My MIL's house is inhabitable. She does not mind living in that mess but she

wants me to clean it.Yes, me, she always makes references to me going to clean

it. She says it is my job. She does not do anything, sleeps all day, smokes a

lot, plays the guitar, barely eats and drinks at night. They clean the kitchen

and bathroom but there is tons of stuff everywhere. They sleep in between piles

of stuff in the couch because their bedrooms, 4 of them, are full past the open

door.

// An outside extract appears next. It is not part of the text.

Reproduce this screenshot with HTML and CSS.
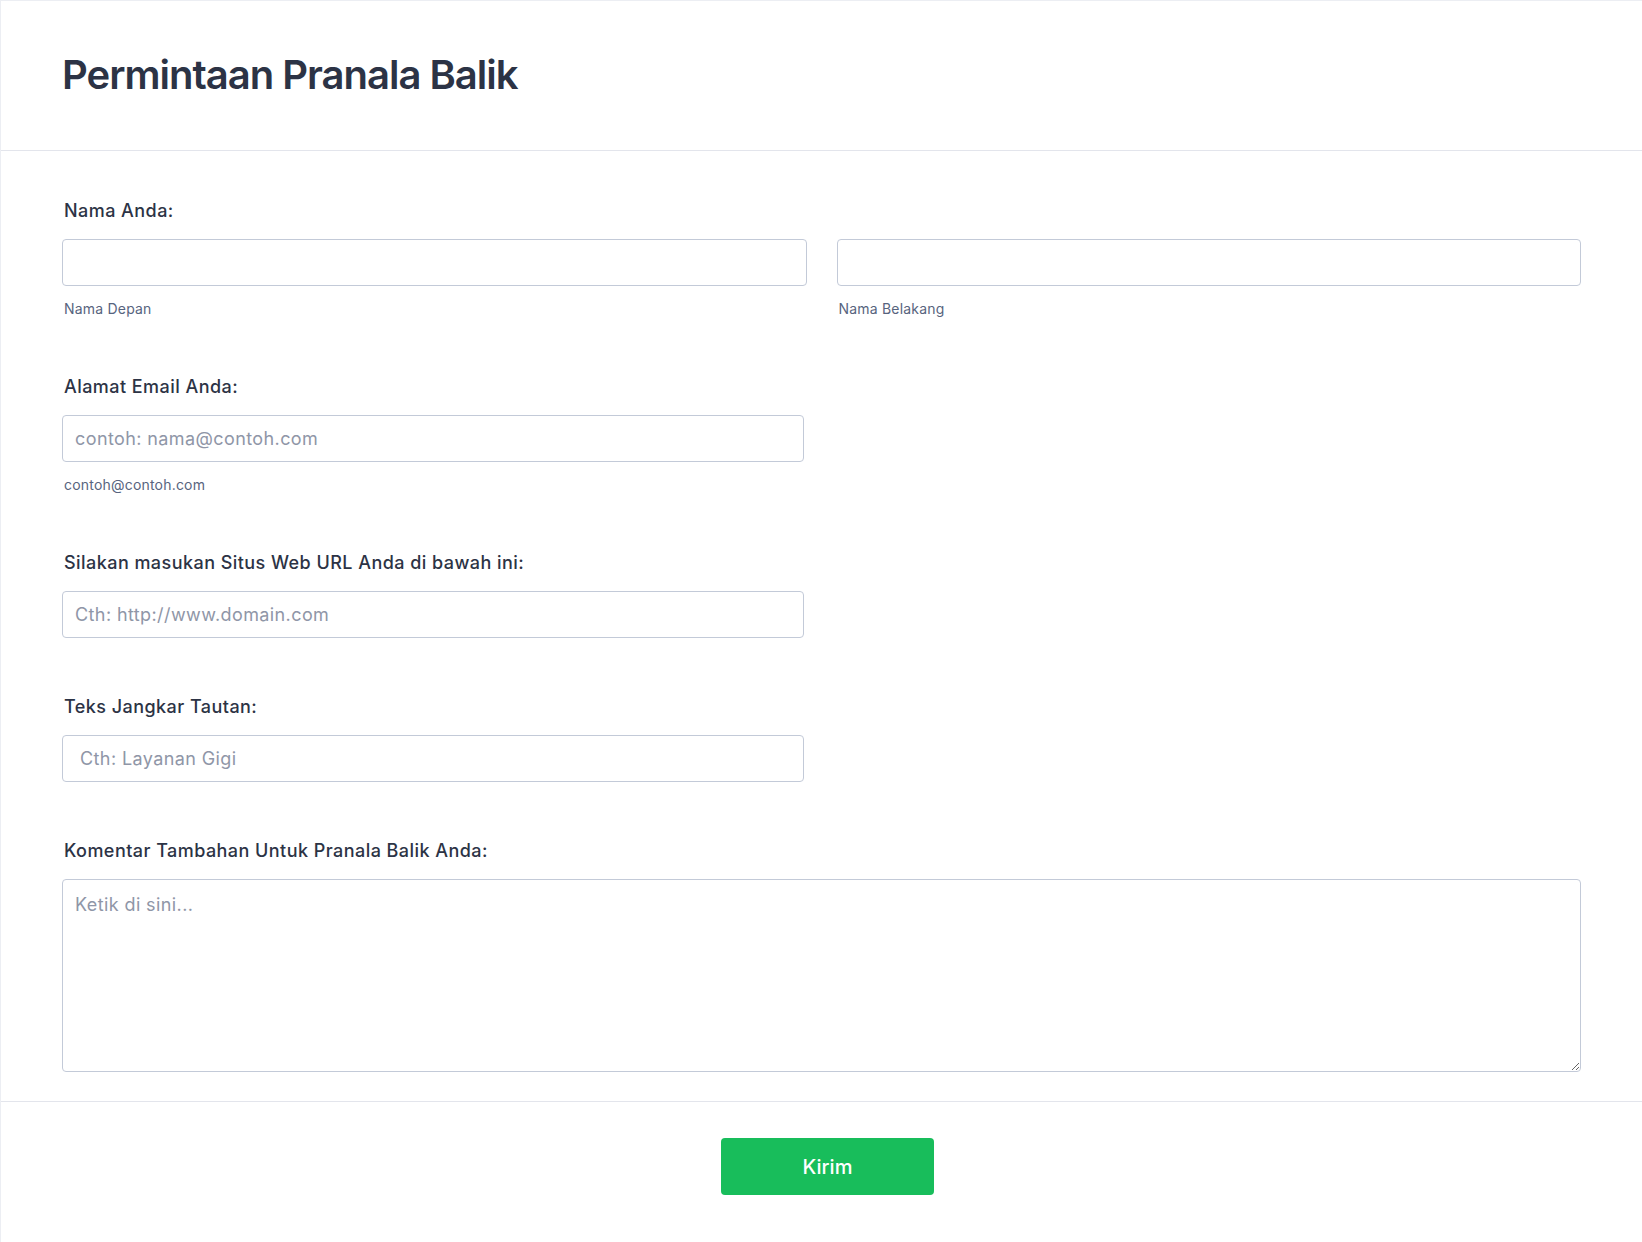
FILE: index.html
```
<!DOCTYPE html>
<html lang="id">
<head>
  <meta charset="UTF-8">
  <title>Permintaan Pranala Balik</title>
  <meta name="viewport" content="width=device-width, initial-scale=1.0">
  <link rel="stylesheet" href="styles.css">
</head>

<body>

<form class="form-card" onsubmit="return false;">
  <div class="form-header">
    <h1>Permintaan Pranala Balik</h1>
  </div>

  <div class="form-body">
    <div class="field">
      <label class="field-label">Nama Anda:</label>
      <div class="name-row">
        <div class="name-col">
          <input type="text" class="input">
          <span class="sublabel">Nama Depan</span>
        </div>
        <div class="name-col">
          <input type="text" class="input">
          <span class="sublabel">Nama Belakang</span>
        </div>
      </div>
    </div>

    <div class="field">
      <label class="field-label">Alamat Email Anda:</label>
      <input type="email" class="input half" placeholder="contoh: nama@contoh.com">
      <span class="sublabel">contoh@contoh.com</span>
    </div>

    <div class="field">
      <label class="field-label">Silakan masukan Situs Web URL Anda di bawah ini:</label>
      <input type="text" class="input half" placeholder="Cth: http://www.domain.com">
    </div>

    <div class="field">
      <label class="field-label">Teks Jangkar Tautan:</label>
      <input type="text" class="input half wide-pad" placeholder="Cth: Layanan Gigi">
    </div>

    <div class="field">
      <label class="field-label">Komentar Tambahan Untuk Pranala Balik Anda:</label>
      <textarea class="input textarea" placeholder="Ketik di sini..."></textarea>
    </div>
  </div>

  <div class="form-footer">
    <button type="submit" class="submit">Kirim</button>
  </div>
</form>

</body>
</html>
```

FILE: styles.css
```
body {
  margin: 0;
  padding: 0;
  background: #fff;
  font-family: Inter, "Noto Sans", sans-serif;
  color: #2c3345;
}

.form-card {
  border-top: 1px solid #eceef3;
  border-left: 1px solid #eceef3;
  min-height: 1241px;
  box-sizing: border-box;
}

.form-header {
  padding: 50px 61px 51px;
  border-bottom: 1px solid #e3e5ec;
}

.form-header h1 {
  margin: 0;
  font-size: 40px;
  line-height: 48px;
  font-weight: 600;
  letter-spacing: -1px;
  color: #2c3345;
}

.form-body {
  padding: 49px 61px 29px;
  display: flex;
  flex-direction: column;
  gap: 58px;
}

.field {
  display: flex;
  flex-direction: column;
  align-items: flex-start;
}

.field-label {
  font-size: 18px;
  line-height: 22px;
  font-weight: 500;
  letter-spacing: 0.45px;
  padding-left: 2px;
  margin-bottom: 17px;
}

.name-row {
  display: flex;
  gap: 30px;
  width: 100%;
}

.name-col {
  flex: 1;
  display: flex;
  flex-direction: column;
}

.input {
  box-sizing: border-box;
  width: 100%;
  height: 47px;
  border: 1px solid #c3cad8;
  border-radius: 4px;
  padding: 0 12px;
  font-family: inherit;
  font-size: 18px;
  letter-spacing: 0.4px;
  color: #2c3345;
  background: #fff;
  outline: none;
}

.input::placeholder {
  color: #8f96a7;
}

.half {
  width: 742px;
}

.wide-pad {
  padding-left: 17px;
}

.textarea {
  height: 193px;
  padding: 14px 12px;
  line-height: 22px;
  resize: vertical;
}

.sublabel {
  margin-top: 14px;
  padding-left: 2px;
  font-size: 14px;
  line-height: 18px;
  letter-spacing: 0.2px;
  color: #57647e;
}

.form-footer {
  border-top: 1px solid #e3e5ec;
  padding: 36px 0 47px 12px;
  display: flex;
  justify-content: center;
}

.submit {
  width: 213px;
  height: 57px;
  border: none;
  border-radius: 4px;
  background: #18bd5b;
  color: #fff;
  font-family: inherit;
  font-size: 20px;
  font-weight: 500;
  cursor: pointer;
}

.submit:hover {
  background: #16aa52;
}
```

THe only room that barely has any crap is my husband's ( which I think

psychologically that house represents her brain, the only one she has room for

is my husband n my father in law).

I have two sisters in law, one has severe mental issues, BDP, bipolar and eating

disorders and a transplant and my other SIL does not talk to her mom anymore

unless she seeks help. She found a million excuses not to take care of her sick

daughter and when her mom was sick never even saw her once, because of a hair

appointment. ( a three week one apparently ).

My problem is getting my husband to see how her mother is. She is selfish, my

husband tells me things when he was growing up that i cant believe but he does

not see the problem. We are supposed to go visit soon for a week and I do not

want to go, and after never being rude to his mom, ever raising my voice or even

defending myself over the things she accuses me of, my husband's answer is "

wow, why can't women get along? " . I am sorry, but I get along with my mom, my

sisters and my roommates when i was single, my friends and I do not create

drama.

I never said anything to her, never argued, I would shut up and shove it where

the sun dont't shine.

The only reason she is good to my husband is because he is going to provide for

her someday. Now that my FIL is getting older, she is treating him like crap

too. Says he is taking all her money away ( money she is getting from her father

), to give it to " his other woman " that is how she sees her own daughter. She is

jealous of her liver transplant, mentally ill daughter who she does not need to

take care of. All because my FIL is helping his own daughter out with his own

money. My FIL gave my MIL close to 100 grand to fix her teeth and she still

complains. My FIL is the sweetest man and it is disgusting how she treats him

sometimes.

My husband does not see there is a problem. Defense mechanism, i dont know, but

I do not want to go to their house because she is not normal and she lied about

me already and I am afraid to go there, I do not feel safe. I am never scared of

anything but this woman has a history. I do not want to stay in that house and a

hotel is out of the question for my husband and he says he will go by himself

but then gets angry at me if I say I don't want to go. Last trip we went less

than 48 hours before the trip i got a surgical tooth extraction I was feeling

like crap and that morning I said, I do not think I can go and he got angry at

me. It was no a tantrum I was still bleeding a little and in a lot of pain, and

I went regardless. Trust me it is not just lack of patience.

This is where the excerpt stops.